「一生、病気に悩まずに生きた人の共通点は?」
1963年に始まった「CIRCS研究」は、日本人の健康の「普遍的な法則」を見出すために1万人を60年間追跡調査した日本の財産的研究だ。
医療×統計の技術を駆使して「生涯、健康的に長生きする人の習慣」を定点観測で研究し続けた本研究は、日本人の健康を地域比較で徹底調査した世界最長の統計研究であり、絶大な信頼性を誇っている。
圧倒的エビデンス力を誇る本研究が突き止めたのは、実は健康な人ほど、「健康になる習慣」を無意識のうちに実践しているという衝撃の事実だ。
では、その習慣の正体は何か? 話題の新刊『10000人を60年間追跡調査してわかった健康な人の小さな習慣』に掲載されている数ある法則の中から、今回は「LDLコレステロール」について紹介したい。(構成=中村富美枝)

60年超のデータだからこそ見える「真実」
私は疫学者兼医者ですが、「疫学(えきがく)」という単語に馴染みがない方も多いと思いますので、まずは「疫学」について説明しましょう。
「医療」と「統計」を掛け合わせた実践的学問、それが疫学です。「病気が起こる原因や、どうやったら予防できるのかということを、人の集団を対象として調べることにより明らかにする学問」と定義できます。
私は現在、母校である福島県立医科大学医学部で疫学講座の主任教授を務めています。それと同時に、いくつかの疫学研究に携わっています。
そこで扱うのは、60年前の古くさい話ではありません。60年以上続いて蓄積された最も新しい現在のビッグデータです。エビデンスの強さは、ほかに類を見ません。本書では、このCIRCSや、やはり私が携わっているいくつかの研究、あるいは国内外のいろいろな研究が示す、真に健康になる方法を説いていきます。
「LDLコレステロール値が高い」は日本人に多い
健康診断で日本人が最も引っかかりやすいのが「LDL値」で、140mg/dlを超えると「高い」と指摘されます。LDLはいわゆる悪玉コレステロールと言われ、動脈硬化を引き起こすリスク因子となります。
LDLは本来、ホルモンの産生や細胞膜の形成など、体にとって重要な役割を持っています。ただ、血液中に多くありすぎると血管壁にくっついて炎症を引き起こし、動脈硬化につながるのです。
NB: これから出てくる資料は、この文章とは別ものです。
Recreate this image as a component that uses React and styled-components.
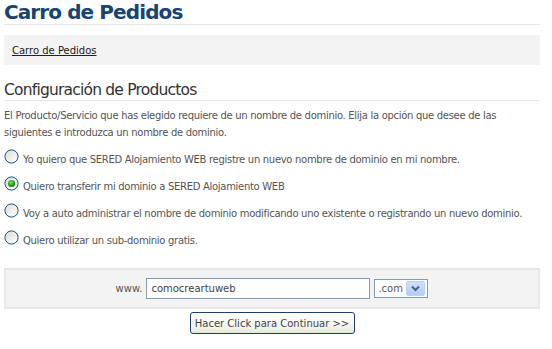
import { useState } from 'react';
import styled, { createGlobalStyle } from 'styled-components';

const GlobalStyle = createGlobalStyle`
  body {
    margin: 0;
    background: #fff;
    font-family: "DejaVu Sans", Verdana, sans-serif;
    color: #555;
  }
`;

const options = [
  'Yo quiero que SERED Alojamiento WEB registre un nuevo nombre de dominio en mi nombre.',
  'Quiero transferir mi dominio a SERED Alojamiento WEB',
  'Voy a auto administrar el nombre de dominio modificando uno existente o registrando un nuevo dominio.',
  'Quiero utilizar un sub-dominio gratis.',
];

const Radio = ({ checked }) => (
  <svg width="15" height="15" viewBox="0 0 15 15">
    <defs>
      <linearGradient id="rbg" x1="0" y1="0" x2="1" y2="1">
        <stop offset="0" stopColor="#dcdcd6" />
        <stop offset="1" stopColor="#ffffff" />
      </linearGradient>
      <radialGradient id="rdot" cx="0.4" cy="0.35" r="0.7">
        <stop offset="0" stopColor="#7be36a" />
        <stop offset="0.6" stopColor="#21a31b" />
        <stop offset="1" stopColor="#137a10" />
      </radialGradient>
    </defs>
    <circle cx="7.5" cy="7.5" r="6.6" fill="url(#rbg)" stroke="#1c5180" strokeWidth="1" />
    {checked && <circle cx="7.5" cy="7.5" r="3.6" fill="url(#rdot)" />}
  </svg>
);

const App = () => {
  const [choice, setChoice] = useState(1);

  return (
    <Page>
      <GlobalStyle />
      <Title>Carro de Pedidos</Title>
      <Breadcrumb>
        <a href="#">Carro de Pedidos</a>
      </Breadcrumb>

      <SubTitle>Configuración de Productos</SubTitle>
      <Intro>
        El Producto/Servicio que has elegido requiere de un nombre de dominio. Elija la opción que desee de las
        siguientes e introduzca un nombre de dominio.
      </Intro>

      <Options>
        {options.map((text, i) => (
          <Option key={i} onClick={() => setChoice(i)}>
            <Radio checked={choice === i} />
            <span>{text}</span>
          </Option>
        ))}
      </Options>

      <DomainBox>
        <Www>www.</Www>
        <DomainInput defaultValue="comocreartuweb" />
        <Tld>
          <span>.com</span>
          <TldArrow>
            <svg width="9" height="7" viewBox="0 0 9 7">
              <path d="M1 1.5 L4.5 5 L8 1.5" fill="none" stroke="#4d6185" strokeWidth="2" />
            </svg>
          </TldArrow>
        </Tld>
      </DomainBox>

      <Actions>
        <ContinueButton type="button">Hacer Click para Continuar &gt;&gt;</ContinueButton>
      </Actions>
    </Page>
  );
};

const Page = styled.div`
  width: 536px;
  padding: 0 0 0 4px;
`;

const Title = styled.h1`
  margin: 0;
  padding: 1px 0;
  font-size: 20px;
  line-height: 22px;
  font-weight: bold;
  letter-spacing: -0.9px;
  color: #17456f;
  border-bottom: 1px solid #e6e6e6;
`;

const Breadcrumb = styled.div`
  margin-top: 10px;
  height: 30px;
  padding: 0 8px;
  display: flex;
  align-items: center;
  background: #f3f3f3;
  font-size: 10px;

  a {
    color: #222;
    text-decoration: underline;
  }
`;

const SubTitle = styled.h2`
  margin: 15px 0 0;
  font-size: 15.5px;
  font-weight: normal;
  line-height: 20px;
  letter-spacing: -0.8px;
  color: #333;
  border-bottom: 1px solid #e6e6e6;
`;

const Intro = styled.p`
  margin: 6px 0 0;
  font-size: 10px;
  line-height: 17px;
  letter-spacing: -0.3px;
  color: #555;
`;

const Options = styled.div`
  margin-top: 2px;
  display: flex;
  flex-direction: column;
`;

const Option = styled.label`
  display: flex;
  align-items: center;
  gap: 4px;
  height: 27px;
  font-size: 10px;
  letter-spacing: -0.3px;
  color: #555;
  cursor: pointer;

  span {
    padding-top: 5px;
    white-space: nowrap;
  }
`;

const DomainBox = styled.div`
  margin-top: 17px;
  height: 37px;
  display: flex;
  align-items: center;
  justify-content: center;
  gap: 4px;
  background: #f3f3f3;
  border: 2px solid #e8e8e8;
`;

const Www = styled.span`
  font-size: 10px;
  color: #555;
`;

const DomainInput = styled.input`
  width: 224px;
  height: 21px;
  box-sizing: border-box;
  padding: 0 4px;
  border: 1px solid #7f9db9;
  font-family: inherit;
  font-size: 10px;
  color: #444;
  outline: none;
`;

const Tld = styled.div`
  width: 54px;
  height: 19px;
  display: flex;
  align-items: center;
  justify-content: space-between;
  padding: 1px 2px 1px 3px;
  box-sizing: border-box;
  background: #fff;
  border: 1px solid #7f9db9;
  font-size: 10px;
  color: #555;
`;

const TldArrow = styled.span`
  width: 19px;
  height: 15px;
  display: flex;
  align-items: center;
  justify-content: center;
  border-radius: 2px;
  background: linear-gradient(#d0dfff, #b3ccfb);
  border: 1px solid #bccff7;
  box-sizing: border-box;
`;

const Actions = styled.div`
  margin-top: 3px;
  display: flex;
  justify-content: center;
`;

const ContinueButton = styled.button`
  width: 165px;
  height: 22px;
  padding: 0;
  border: 1px solid #1c3f6e;
  border-radius: 3px;
  background: linear-gradient(#ffffff, #f4f4ee 70%, #e6e5dc);
  font-family: inherit;
  font-size: 10px;
  color: #444;
  cursor: pointer;
`;

export default App;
動脈硬化は脳卒中や心筋梗塞の原因となりますから、LDL値が高いと指摘されたら放置してはいけません。
卵や魚卵は意外と大丈夫
以前は、コレステロール値を上げる犯人は卵だと言われてきました。卵黄にコレステロール成分が含まれていたためだと思われます。同様に、タラコやイクラなど魚卵も避けたほうがいいと指導されていました。
でも、今ではそれらは、たいした悪影響は与えないことがわかっています。実際に、卵を我慢してもコレステロール値にあまり変化は見られません。
むしろ、卵は栄養的に優秀な食品ですから、1日1個くらい食べたほうがいいでしょう。
まずいのは肉の脂身だった
驚くことに、1980年から2010年までの30年間で、日本人のコレステロール値の平均は3倍程度に増えています。今では、アメリカ人よりも高いくらいなのです。
それはなぜかというと、食が欧米化しているからです。とくにまずいのは、肉の脂身です。肉の脂身は、コレステロール値とくにLDL値を上げることがわかっています。
脂身たっぷりのステーキ、バラ肉主体の豚しゃぶ、ロースかつ……どれもおいしいですが、健康診断でLDL値が高めだと指摘されたら、こうしたものは避けましょう。